#### WHAT THIS TASK INVOLVES
Wherever a line holds the word "React", copy that line out.

#### DATA EXCERPT
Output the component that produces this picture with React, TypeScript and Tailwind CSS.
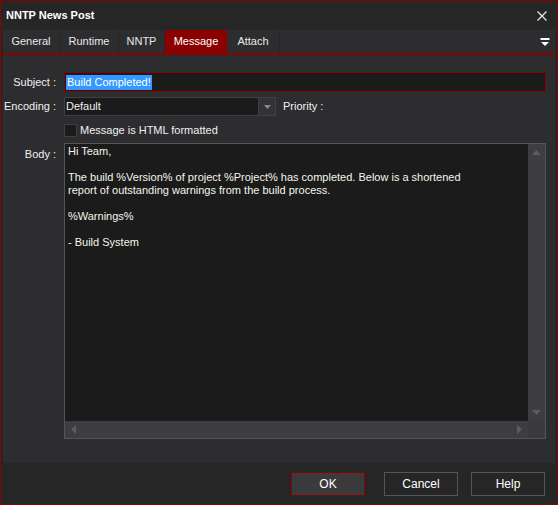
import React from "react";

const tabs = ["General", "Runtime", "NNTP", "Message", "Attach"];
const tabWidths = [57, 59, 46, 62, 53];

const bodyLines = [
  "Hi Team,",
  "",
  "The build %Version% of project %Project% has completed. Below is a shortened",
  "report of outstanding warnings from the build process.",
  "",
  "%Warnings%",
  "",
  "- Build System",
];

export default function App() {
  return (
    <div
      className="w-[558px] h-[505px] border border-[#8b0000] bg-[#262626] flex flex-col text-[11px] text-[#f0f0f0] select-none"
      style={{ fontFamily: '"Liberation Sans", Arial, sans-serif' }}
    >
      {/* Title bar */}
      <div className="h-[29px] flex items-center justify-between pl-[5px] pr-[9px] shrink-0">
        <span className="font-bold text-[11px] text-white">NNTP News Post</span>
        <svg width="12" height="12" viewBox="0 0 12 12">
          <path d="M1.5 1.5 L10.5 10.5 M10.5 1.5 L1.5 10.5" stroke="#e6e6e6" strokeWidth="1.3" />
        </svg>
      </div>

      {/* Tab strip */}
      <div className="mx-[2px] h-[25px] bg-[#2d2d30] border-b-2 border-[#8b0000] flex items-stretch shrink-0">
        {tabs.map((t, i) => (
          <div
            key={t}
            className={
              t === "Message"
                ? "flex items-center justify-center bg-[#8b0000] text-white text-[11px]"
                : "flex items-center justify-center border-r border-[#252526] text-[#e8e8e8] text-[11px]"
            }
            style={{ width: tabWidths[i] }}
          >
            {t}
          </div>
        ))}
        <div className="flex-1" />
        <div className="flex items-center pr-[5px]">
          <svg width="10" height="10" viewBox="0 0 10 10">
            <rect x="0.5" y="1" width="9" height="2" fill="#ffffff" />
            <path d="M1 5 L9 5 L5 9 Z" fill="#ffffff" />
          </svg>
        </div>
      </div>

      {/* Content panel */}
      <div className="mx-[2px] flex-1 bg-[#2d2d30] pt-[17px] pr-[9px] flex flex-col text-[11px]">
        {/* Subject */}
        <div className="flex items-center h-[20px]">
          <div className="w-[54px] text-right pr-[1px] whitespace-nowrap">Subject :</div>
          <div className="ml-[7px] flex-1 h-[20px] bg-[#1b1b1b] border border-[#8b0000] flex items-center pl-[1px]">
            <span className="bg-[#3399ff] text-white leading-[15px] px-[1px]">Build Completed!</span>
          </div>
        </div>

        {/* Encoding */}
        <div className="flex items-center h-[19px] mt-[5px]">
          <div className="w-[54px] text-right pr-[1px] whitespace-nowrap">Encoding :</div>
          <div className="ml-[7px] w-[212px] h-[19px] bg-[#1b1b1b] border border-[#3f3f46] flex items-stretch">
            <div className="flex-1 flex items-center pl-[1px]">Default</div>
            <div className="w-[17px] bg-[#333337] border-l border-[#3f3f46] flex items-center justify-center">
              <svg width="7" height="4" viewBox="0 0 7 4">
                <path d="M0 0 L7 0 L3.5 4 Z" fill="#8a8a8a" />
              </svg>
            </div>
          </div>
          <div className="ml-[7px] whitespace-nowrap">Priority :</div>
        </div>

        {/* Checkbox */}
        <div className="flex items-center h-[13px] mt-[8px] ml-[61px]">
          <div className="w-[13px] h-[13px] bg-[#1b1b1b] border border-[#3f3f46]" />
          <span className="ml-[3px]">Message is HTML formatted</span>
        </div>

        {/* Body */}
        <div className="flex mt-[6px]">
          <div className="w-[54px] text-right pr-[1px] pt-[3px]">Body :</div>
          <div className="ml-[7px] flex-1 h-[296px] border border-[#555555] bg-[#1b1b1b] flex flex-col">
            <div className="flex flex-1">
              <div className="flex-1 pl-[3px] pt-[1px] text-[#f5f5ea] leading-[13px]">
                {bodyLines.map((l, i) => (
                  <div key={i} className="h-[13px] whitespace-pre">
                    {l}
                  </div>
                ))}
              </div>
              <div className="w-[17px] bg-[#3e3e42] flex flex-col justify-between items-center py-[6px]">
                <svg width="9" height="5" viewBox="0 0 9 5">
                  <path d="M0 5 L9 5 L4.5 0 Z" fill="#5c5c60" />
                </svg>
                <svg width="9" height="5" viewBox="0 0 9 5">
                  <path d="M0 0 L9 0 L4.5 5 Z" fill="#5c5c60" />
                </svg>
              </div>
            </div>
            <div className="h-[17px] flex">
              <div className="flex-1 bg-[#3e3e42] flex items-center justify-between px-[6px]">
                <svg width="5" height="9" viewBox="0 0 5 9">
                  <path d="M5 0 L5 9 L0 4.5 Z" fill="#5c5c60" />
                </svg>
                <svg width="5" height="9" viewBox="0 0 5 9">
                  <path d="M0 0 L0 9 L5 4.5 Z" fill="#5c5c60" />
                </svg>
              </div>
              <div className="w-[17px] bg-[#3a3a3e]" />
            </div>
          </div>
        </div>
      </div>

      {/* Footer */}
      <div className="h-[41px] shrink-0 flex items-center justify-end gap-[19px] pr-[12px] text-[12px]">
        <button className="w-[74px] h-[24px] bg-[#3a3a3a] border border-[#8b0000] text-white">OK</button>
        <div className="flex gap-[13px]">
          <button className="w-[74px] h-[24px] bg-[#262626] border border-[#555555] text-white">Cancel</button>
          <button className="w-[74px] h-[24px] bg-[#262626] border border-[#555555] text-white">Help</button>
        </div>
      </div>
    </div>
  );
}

#### SOLUTION FOR THIS EXERCISE
Output the component that produces this picture with React, TypeScript and Tailwind CSS.
import React from "react";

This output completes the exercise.